Provide again, from the entries below, every line from the one containing "What React, TypeScript" through the one containing "import React from 'react';", exactly as written, and no other line.

═══ Material ═══

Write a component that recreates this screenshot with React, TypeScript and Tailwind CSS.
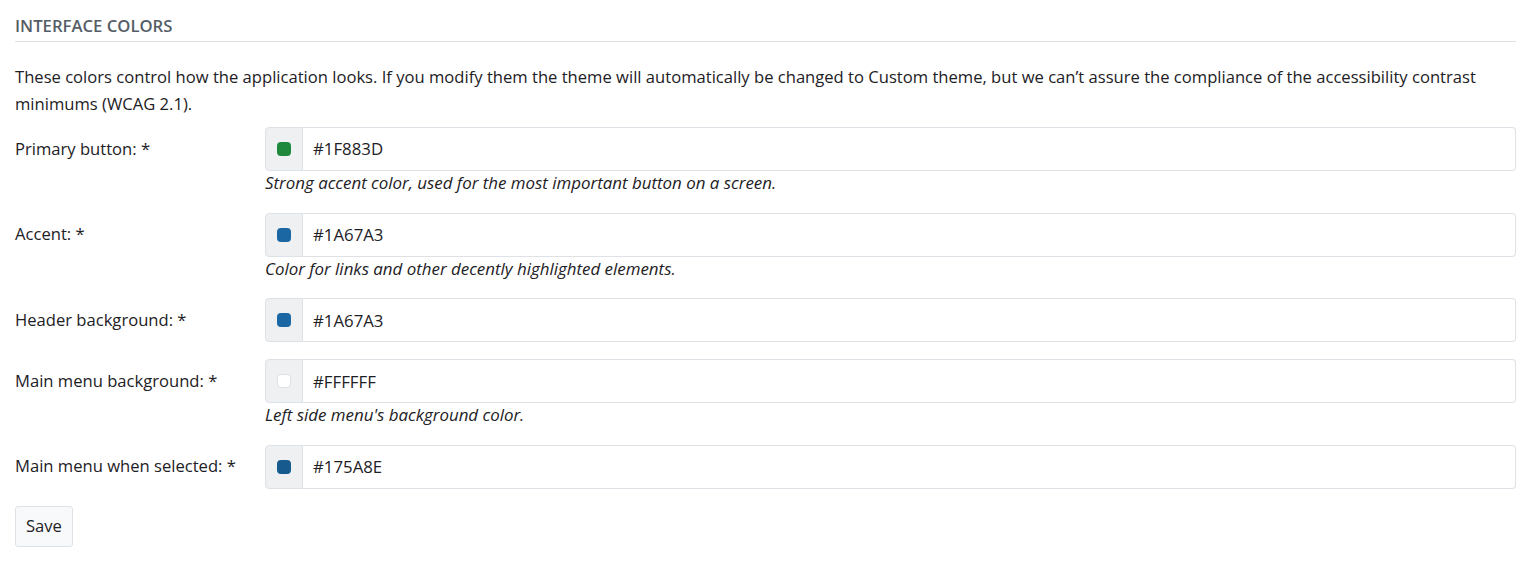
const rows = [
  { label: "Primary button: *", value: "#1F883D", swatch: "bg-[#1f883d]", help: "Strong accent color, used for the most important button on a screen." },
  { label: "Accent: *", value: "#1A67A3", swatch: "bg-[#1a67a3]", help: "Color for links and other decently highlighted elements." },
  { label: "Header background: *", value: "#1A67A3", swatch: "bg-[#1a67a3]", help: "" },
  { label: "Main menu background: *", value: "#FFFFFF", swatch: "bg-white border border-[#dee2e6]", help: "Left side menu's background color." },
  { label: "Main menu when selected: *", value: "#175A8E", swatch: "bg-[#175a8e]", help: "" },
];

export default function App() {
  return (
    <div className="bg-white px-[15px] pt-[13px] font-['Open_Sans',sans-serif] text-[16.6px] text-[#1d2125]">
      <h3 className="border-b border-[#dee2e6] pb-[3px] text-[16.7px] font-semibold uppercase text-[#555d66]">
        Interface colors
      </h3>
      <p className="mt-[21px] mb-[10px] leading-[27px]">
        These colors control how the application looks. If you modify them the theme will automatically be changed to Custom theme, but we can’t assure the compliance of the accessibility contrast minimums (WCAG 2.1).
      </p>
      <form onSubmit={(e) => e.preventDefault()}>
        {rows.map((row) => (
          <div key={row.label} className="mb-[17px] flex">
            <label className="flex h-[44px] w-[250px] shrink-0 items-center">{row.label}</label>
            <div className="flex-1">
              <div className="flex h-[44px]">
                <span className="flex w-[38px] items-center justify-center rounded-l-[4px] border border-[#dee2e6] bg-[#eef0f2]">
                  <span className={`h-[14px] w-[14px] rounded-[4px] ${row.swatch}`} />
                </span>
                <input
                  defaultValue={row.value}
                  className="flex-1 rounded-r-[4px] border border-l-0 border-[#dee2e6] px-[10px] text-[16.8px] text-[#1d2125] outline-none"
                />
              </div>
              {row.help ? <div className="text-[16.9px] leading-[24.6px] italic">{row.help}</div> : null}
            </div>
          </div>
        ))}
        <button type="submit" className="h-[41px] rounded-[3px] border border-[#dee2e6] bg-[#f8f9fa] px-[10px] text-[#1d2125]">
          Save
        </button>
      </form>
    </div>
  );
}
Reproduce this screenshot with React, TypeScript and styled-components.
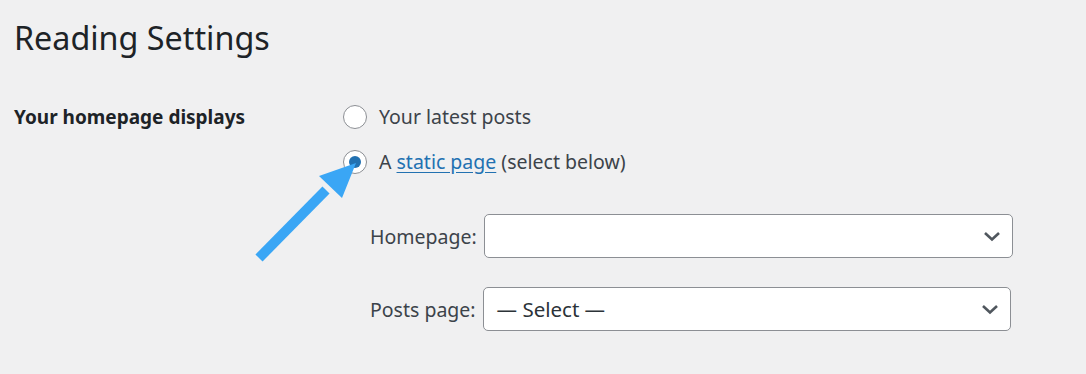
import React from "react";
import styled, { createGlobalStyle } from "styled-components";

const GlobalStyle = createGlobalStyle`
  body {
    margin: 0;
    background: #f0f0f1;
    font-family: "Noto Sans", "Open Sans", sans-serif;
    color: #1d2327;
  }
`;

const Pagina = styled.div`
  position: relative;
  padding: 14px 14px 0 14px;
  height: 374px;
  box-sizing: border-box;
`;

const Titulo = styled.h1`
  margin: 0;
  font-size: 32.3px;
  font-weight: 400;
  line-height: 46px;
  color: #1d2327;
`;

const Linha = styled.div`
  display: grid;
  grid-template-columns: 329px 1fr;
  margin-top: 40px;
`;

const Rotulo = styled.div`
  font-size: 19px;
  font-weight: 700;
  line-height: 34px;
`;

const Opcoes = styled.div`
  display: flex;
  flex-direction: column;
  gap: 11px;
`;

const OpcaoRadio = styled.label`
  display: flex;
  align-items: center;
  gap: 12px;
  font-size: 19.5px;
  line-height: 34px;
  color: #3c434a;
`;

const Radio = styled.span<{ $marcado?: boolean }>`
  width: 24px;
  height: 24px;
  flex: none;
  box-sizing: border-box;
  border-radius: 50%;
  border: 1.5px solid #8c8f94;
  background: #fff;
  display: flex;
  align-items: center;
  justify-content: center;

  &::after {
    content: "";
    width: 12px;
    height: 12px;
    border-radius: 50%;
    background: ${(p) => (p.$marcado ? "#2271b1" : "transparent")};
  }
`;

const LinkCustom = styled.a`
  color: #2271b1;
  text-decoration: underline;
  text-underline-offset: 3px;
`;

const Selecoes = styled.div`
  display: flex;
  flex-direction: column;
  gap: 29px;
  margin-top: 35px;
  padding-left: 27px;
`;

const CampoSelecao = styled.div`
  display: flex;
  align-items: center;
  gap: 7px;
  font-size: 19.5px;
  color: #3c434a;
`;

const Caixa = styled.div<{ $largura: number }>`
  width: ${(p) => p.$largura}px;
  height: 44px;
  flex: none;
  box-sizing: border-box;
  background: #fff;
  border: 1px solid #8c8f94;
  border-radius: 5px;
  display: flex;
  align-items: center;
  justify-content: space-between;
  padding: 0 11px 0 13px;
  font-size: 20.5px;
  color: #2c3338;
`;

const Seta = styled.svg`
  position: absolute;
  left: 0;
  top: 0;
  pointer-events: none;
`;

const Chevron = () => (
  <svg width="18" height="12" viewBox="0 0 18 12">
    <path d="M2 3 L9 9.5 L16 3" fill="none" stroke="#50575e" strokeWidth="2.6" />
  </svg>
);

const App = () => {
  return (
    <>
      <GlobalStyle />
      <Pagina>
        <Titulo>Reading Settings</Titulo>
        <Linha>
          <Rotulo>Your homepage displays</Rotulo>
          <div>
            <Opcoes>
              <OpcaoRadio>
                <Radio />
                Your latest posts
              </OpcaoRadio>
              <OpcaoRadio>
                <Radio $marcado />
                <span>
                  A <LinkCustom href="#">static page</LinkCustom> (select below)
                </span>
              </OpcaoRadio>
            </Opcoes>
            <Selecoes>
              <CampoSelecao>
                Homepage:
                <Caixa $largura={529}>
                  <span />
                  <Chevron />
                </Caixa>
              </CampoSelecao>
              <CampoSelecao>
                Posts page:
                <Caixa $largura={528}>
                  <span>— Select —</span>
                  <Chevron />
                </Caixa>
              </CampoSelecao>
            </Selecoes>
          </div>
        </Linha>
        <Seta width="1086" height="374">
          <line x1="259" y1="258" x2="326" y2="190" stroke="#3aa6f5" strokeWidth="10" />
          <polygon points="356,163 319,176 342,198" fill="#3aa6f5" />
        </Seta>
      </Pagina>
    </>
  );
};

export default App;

═══
═══ Material ═══

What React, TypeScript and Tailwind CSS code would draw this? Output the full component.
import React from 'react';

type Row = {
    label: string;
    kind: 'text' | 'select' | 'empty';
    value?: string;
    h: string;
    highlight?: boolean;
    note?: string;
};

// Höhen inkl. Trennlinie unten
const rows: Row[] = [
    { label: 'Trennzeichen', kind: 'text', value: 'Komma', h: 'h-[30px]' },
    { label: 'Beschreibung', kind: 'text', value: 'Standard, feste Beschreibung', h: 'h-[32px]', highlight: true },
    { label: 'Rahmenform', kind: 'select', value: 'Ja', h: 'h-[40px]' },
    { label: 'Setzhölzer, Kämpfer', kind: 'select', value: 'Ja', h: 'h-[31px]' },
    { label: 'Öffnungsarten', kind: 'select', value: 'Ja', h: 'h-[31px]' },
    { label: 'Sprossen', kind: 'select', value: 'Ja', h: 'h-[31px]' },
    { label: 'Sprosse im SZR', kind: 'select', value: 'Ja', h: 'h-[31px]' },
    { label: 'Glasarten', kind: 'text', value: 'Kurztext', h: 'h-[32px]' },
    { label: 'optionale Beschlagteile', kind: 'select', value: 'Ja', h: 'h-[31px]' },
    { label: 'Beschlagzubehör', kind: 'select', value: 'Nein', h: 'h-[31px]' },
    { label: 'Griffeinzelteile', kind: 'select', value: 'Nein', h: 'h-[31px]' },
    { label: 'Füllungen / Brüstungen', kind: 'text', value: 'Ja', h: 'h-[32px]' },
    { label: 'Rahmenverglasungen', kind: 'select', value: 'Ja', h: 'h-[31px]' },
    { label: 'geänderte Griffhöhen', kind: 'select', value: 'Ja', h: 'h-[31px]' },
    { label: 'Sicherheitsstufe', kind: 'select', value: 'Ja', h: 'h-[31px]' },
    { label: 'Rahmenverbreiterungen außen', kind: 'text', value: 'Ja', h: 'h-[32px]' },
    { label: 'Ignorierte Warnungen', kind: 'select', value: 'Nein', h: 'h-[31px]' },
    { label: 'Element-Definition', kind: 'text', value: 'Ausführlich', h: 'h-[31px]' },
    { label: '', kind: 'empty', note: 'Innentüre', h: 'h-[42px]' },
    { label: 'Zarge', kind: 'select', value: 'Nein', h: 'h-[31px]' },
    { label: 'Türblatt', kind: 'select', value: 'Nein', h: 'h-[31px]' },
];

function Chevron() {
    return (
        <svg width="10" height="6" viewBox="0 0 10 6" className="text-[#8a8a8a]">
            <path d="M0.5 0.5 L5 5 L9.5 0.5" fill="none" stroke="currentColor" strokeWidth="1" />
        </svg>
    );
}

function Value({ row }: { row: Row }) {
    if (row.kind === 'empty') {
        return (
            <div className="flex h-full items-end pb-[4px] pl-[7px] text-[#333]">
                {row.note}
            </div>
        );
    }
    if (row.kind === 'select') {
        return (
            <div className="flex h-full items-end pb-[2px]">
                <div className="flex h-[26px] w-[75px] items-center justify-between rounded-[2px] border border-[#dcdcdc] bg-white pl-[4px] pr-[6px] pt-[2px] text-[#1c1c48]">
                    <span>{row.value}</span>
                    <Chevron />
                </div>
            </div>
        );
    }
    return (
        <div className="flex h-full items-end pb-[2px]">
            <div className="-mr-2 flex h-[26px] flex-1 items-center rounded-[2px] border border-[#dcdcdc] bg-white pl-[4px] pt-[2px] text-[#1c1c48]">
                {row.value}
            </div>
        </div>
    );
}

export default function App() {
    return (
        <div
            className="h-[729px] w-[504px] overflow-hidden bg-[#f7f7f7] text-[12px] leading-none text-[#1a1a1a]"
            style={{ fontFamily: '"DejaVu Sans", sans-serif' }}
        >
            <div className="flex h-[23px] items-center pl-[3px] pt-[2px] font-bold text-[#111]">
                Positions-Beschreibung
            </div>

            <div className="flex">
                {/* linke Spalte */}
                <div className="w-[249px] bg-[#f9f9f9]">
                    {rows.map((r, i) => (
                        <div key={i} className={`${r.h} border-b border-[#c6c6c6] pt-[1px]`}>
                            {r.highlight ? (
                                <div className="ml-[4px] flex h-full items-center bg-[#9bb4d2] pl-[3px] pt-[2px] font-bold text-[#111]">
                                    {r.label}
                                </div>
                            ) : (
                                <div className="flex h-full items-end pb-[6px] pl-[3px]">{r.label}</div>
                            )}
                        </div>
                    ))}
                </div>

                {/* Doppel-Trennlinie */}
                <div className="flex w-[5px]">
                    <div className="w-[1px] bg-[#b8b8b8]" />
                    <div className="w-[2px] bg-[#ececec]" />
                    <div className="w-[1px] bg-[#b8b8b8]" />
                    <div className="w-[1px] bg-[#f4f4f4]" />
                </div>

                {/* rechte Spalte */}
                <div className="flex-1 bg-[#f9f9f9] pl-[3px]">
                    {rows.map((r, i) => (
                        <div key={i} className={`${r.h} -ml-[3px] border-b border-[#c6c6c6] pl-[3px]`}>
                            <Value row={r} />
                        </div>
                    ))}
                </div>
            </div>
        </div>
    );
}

═══

-- Task response --
What React, TypeScript and Tailwind CSS code would draw this? Output the full component.
import React from 'react';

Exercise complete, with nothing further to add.